Capital budgeting will face a mix of complexities and hurdles with so many tariff scenarios and capex budgets complicated by the uncertain inputs for the fixed investment lines of GDP as well as hiring plans.
The above chart is the easy part this time around with the top line PCE flat at +4.2% with a few moving parts that netted out to unchanged. The Goods line of PCE came down a little on the revisions of Nondurables while Durables was unchanged. That decline in Goods was offset by an uptick in the larger Services side of the PCE mix. Services is around double Goods in the PCE mix.
We see GPDI move slightly lower on the revisions at -0.1% with Nonresidential weaker and Residential holding up. The biggest higher revisions were in Structures with Intellectual Property off -2.6%. Equipment was weak and got weaker.

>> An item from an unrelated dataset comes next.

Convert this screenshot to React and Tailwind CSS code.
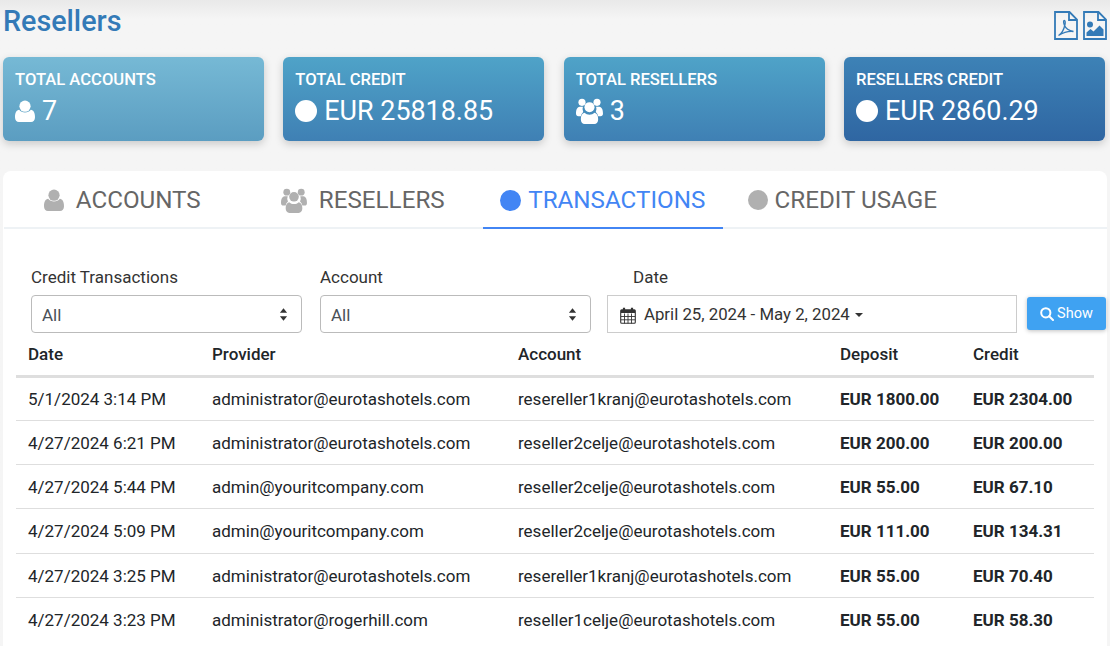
import React from "react";

const User = ({ className }) => (
  <svg viewBox="0 0 20 22" className={className} fill="currentColor">
    <circle cx="10" cy="6.2" r="5.6" />
    <path d="M4.2 9.8C5.6 11.6 7.6 12.6 10 12.6s4.4-1 5.8-2.8c2.8.3 4.2 3 4.2 7.4 0 3-1.6 4.8-4 4.8H4c-2.4 0-4-1.8-4-4.8 0-4.4 1.4-7.100 4.2-7.400z" />
  </svg>
);

const Users = ({ className }) => (
  <svg viewBox="0 0 28 27" className={className} fill="currentColor">
    <circle cx="6.200" cy="4.500" r="3.700" />
    <circle cx="21.800" cy="4.500" r="3.700" />
    <path d="M4 9h3.200A6.500 6.500 0 0 0 7.500 14.600 7 7 0 0 0 5 19H2.500C1 19 0 18 0 16.400 0 12.500.8 9.400 4 9z" />
    <path d="M24 9h-3.200a6.500 6.500 0 0 1-.3 5.600 7 7 0 0 1 2.500 4.400h2.500c1.500 0 2.500-1 2.500-2.600C28 12.500 27.200 9.400 24 9z" />
    <circle cx="14" cy="9.500" r="5.200" />
    <path d="M8.800 15.400c1.400 1.300 3.200 2 5.200 2s3.800-.7 5.200-2c2.500.5 3.800 3 3.800 6.600 0 3-1.600 5-4 5H9c-2.400 0-4-2-4-5 0-3.600 1.300-6.100 3.800-6.600z" />
  </svg>
);

const Pdf = ({ className }) => (
  <svg viewBox="0 0 24 29" className={className} fill="none" stroke="currentColor">
    <path d="M1 1h14.500L23 8.500V28H1z" strokeWidth="1.800" />
    <path d="M15 1v8h8" strokeWidth="1.800" />
    <path d="M4.500 24.500c3-1.500 5.500-6.500 6.500-11 .5-2.500.2-4-.7-4s-1 2 0 4.500c1.200 3 4 5.500 9.200 6.500-4-.5-9.500.5-15 4z" strokeWidth="1.300" />
  </svg>
);

const ImageFile = ({ className }) => (
  <svg viewBox="0 0 24 29" className={className} fill="none" stroke="currentColor">
    <path d="M1 1h14.500L23 8.500V28H1z" strokeWidth="1.800" />
    <path d="M15 1v8h8" strokeWidth="1.800" />
    <circle cx="7" cy="13.500" r="3" fill="currentColor" stroke="none" />
    <path d="M3.500 25v-3.500l4-3.500 3 2.500 6-6 4 4V25z" fill="currentColor" stroke="none" />
  </svg>
);

const Calendar = ({ className }) => (
  <svg viewBox="0 0 16 17" className={className} fill="none" stroke="#333">
    <rect x="0.700" y="2.700" width="14.600" height="13.600" rx="1" strokeWidth="1.100" />
    <path d="M1 4.500h14" strokeWidth="3" />
    <path d="M1 9.500h14M1 12.800h14M4.500 6.500v10M8 6.500v10M11.500 6.500v10" strokeWidth="0.900" />
    <path d="M4 .8v3.200M12 .8v3.200" strokeWidth="2.200" />
  </svg>
);

const Spinner = () => (
  <svg viewBox="0 0 10 16" className="w-[9px] h-[15px]" fill="#333">
    <path d="M5 1l4 5H1zM5 15l-4-5h8z" />
  </svg>
);

const Search = () => (
  <svg viewBox="0 0 14 14" className="w-[14px] h-[14px]" fill="none" stroke="#fff" strokeWidth="2">
    <circle cx="5.800" cy="5.800" r="4.600" />
    <path d="M9.200 9.200l3.800 3.800" strokeLinecap="round" />
  </svg>
);

const stats = [
  { label: "TOTAL ACCOUNTS", value: "7", icon: "user", bg: "bg-gradient-to-b from-[#76b9d5] to-[#5b9dc1]" },
  { label: "TOTAL CREDIT", value: "EUR 25818.85", icon: "dot", bg: "bg-gradient-to-b from-[#4fa3c8] to-[#3f80b4]" },
  { label: "TOTAL RESELLERS", value: "3", icon: "users", bg: "bg-gradient-to-b from-[#4fa3c8] to-[#3f80b4]" },
  { label: "RESELLERS CREDIT", value: "EUR 2860.29", icon: "dot", bg: "bg-gradient-to-b from-[#3d82b6] to-[#2f66a2]" },
];

const rows = [
  ["5/1/2024 3:14 PM", "administrator@eurotashotels.com", "resereller1kranj@eurotashotels.com", "EUR 1800.00", "EUR 2304.00"],
  ["4/27/2024 6:21 PM", "administrator@eurotashotels.com", "reseller2celje@eurotashotels.com", "EUR 200.00", "EUR 200.00"],
  ["4/27/2024 5:44 PM", "admin@youritcompany.com", "reseller2celje@eurotashotels.com", "EUR 55.00", "EUR 67.10"],
  ["4/27/2024 5:09 PM", "admin@youritcompany.com", "reseller2celje@eurotashotels.com", "EUR 111.00", "EUR 134.31"],
  ["4/27/2024 3:25 PM", "administrator@eurotashotels.com", "resereller1kranj@eurotashotels.com", "EUR 55.00", "EUR 70.40"],
  ["4/27/2024 3:23 PM", "administrator@rogerhill.com", "reseller1celje@eurotashotels.com", "EUR 55.00", "EUR 58.30"],
];

const tabs = [
  { label: "ACCOUNTS", icon: <User className="w-[20px] h-[22px] text-[#b0b0b0]" />, cls: "gap-[12px] pr-[3px]" },
  { label: "RESELLERS", icon: <Users className="w-[26px] h-[25px] text-[#b0b0b0]" />, cls: "gap-[12px] pr-[1px]" },
  { label: "TRANSACTIONS", icon: <span className="block w-[21px] h-[21px] rounded-full bg-[#4285f4]" />, cls: "gap-[7px]", active: true },
  { label: "CREDIT USAGE", icon: <span className="block w-[20px] h-[20px] rounded-full bg-[#b0b0b0]" />, cls: "gap-[7px]" },
];

const SelectBox = ({ className }) => (
  <div className={`h-[38px] rounded-[4px] border border-[#bbb] bg-white pl-[10px] pr-[13px] flex items-center justify-between text-[17px] text-[#495057] ${className}`}>
    <span className="pt-[3px]">All</span>
    <Spinner />
  </div>
);

export default function App() {
  return (
    <div className="h-[646px] w-[1110px] overflow-hidden bg-gradient-to-b from-[#e9e9e9] via-[#f5f5f5] via-[3%] to-[#f5f5f5] font-['Roboto',sans-serif] pt-[3px]">
      <div className="flex justify-between items-start pl-[3px] pr-[3px] h-[54px]">
        <h1 className="text-[28.700px] leading-[37px] font-medium text-[#337ab7]">Resellers</h1>
        <div className="flex gap-[5px] mt-[8px] text-[#337ab7]">
          <Pdf className="w-[24px] h-[29px]" />
          <ImageFile className="w-[24px] h-[29px]" />
        </div>
      </div>

      <div className="grid grid-cols-4 gap-x-[19.300px] pl-[3px] pr-[5px]">
        {stats.map((s) => (
          <div key={s.label} className={`h-[84px] rounded-[6px] shadow-[0_3px_8px_rgba(0,0,0,0.18)] text-white pl-[12px] pt-[13px] ${s.bg}`}>
            <div className="text-[16.600px] leading-[20px] font-medium">{s.label}</div>
            <div className="flex items-center mt-[5px] h-[32px]">
              {s.icon === "user" && <User className="w-[20px] h-[22px] mr-[7px]" />}
              {s.icon === "users" && <Users className="w-[27px] h-[26px] mr-[7px]" />}
              {s.icon === "dot" && <span className="block w-[22px] h-[22px] rounded-full bg-white mr-[7px]" />}
              <span className="text-[26.900px] leading-[32px]">{s.value}</span>
            </div>
          </div>
        ))}
      </div>

      <div className="mt-[30px] ml-[3px] mr-[3px] h-[500px] rounded-t-[8px] bg-white">
        <div className="flex ml-[1px] border-b-2 border-[#eef2f5] h-[58px]">
          {tabs.map((t) => (
            <div key={t.label} className={`w-[239.500px] h-[58px] flex items-center justify-center text-[24.200px] ${t.cls} ${t.active ? "text-[#4285f4] border-b-2 border-[#4285f4] pt-[2px]" : "text-[#666]"}`}>
              {t.icon}
              <span>{t.label}</span>
            </div>
          ))}
        </div>

        <div className="flex items-start pl-[28px] mt-[36px] text-[#333]">
          <div className="w-[271px] mr-[18px]">
            <div className="text-[17px] leading-[24px] mb-[6px]">Credit Transactions</div>
            <SelectBox />
          </div>
          <div className="w-[271px] mr-[16px]">
            <div className="text-[17px] leading-[24px] mb-[6px]">Account</div>
            <SelectBox />
          </div>
          <div className="w-[410px] mr-[10px]">
            <div className="text-[17px] leading-[24px] mb-[6px] pl-[26px]">Date</div>
            <div className="h-[38px] border border-[#ccc] bg-white flex items-center pl-[12px] text-[16.800px] text-[#333]">
              <Calendar className="w-[16px] h-[17px] mr-[8px] mt-[2px]" />
              <span className="pt-[1px]">April 25, 2024 - May 2, 2024</span>
              <span className="ml-[5px] mt-[2px] border-x-[4px] border-x-transparent border-t-[4px] border-t-[#333]" />
            </div>
          </div>
          <button className="mt-[32px] w-[79px] h-[33px] rounded-[3px] bg-[#3fa2f2] shadow-[0_1px_4px_rgba(0,0,0,0.25)] text-white text-[14.500px] flex items-center justify-center gap-[3px]">
            <Search />
            <span>Show</span>
          </button>
        </div>

        <table className="ml-[13px] w-[1078px] table-fixed border-collapse text-[17px] text-[#212529]">
          <thead>
            <tr className="h-[43px] border-b-[3px] border-[#dedede] text-left">
              <th className="w-[184px] pl-[12px] pt-[2px] font-medium">Date</th>
              <th className="w-[306px] pl-[12px] pt-[2px] font-medium">Provider</th>
              <th className="w-[322px] pl-[12px] pt-[2px] font-medium">Account</th>
              <th className="w-[133px] pl-[12px] pt-[2px] font-medium">Deposit</th>
              <th className="pl-[12px] pt-[2px] font-medium">Credit</th>
            </tr>
          </thead>
          <tbody>
            {rows.map((r, i) => (
              <tr key={i} className="h-[44.300px] border-b border-[#dedede] last:border-b-0">
                <td className="pl-[12px] pt-[2px]">{r[0]}</td>
                <td className="pl-[12px] pt-[2px]">{r[1]}</td>
                <td className="pl-[12px] pt-[2px]">{r[2]}</td>
                <td className="pl-[12px] pt-[2px] font-bold">{r[3]}</td>
                <td className="pl-[12px] pt-[2px] font-bold">{r[4]}</td>
              </tr>
            ))}
          </tbody>
        </table>
      </div>
    </div>
  );
}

The Government line moved higher with Federal higher than the State and Local uptick. That Government line is all over the map in the qualitative commentary from here as the budget gets hammered out. If the market looking for more support from the Government line into 2025-2026, they are more likely to “take the under.”
The above table updates the running quarterly GDP tallies from 1Q21 across the Biden timeline and ending with the latest revisions for his last quarter of 2024. We see 4 of the last 6 quarters at 3.0% or higher starting with +4.4% in 3Q23 as inflation was coming down rapidly from the June 2022 peak. The consumer sectors and payrolls were proving resilient as we covered along the way.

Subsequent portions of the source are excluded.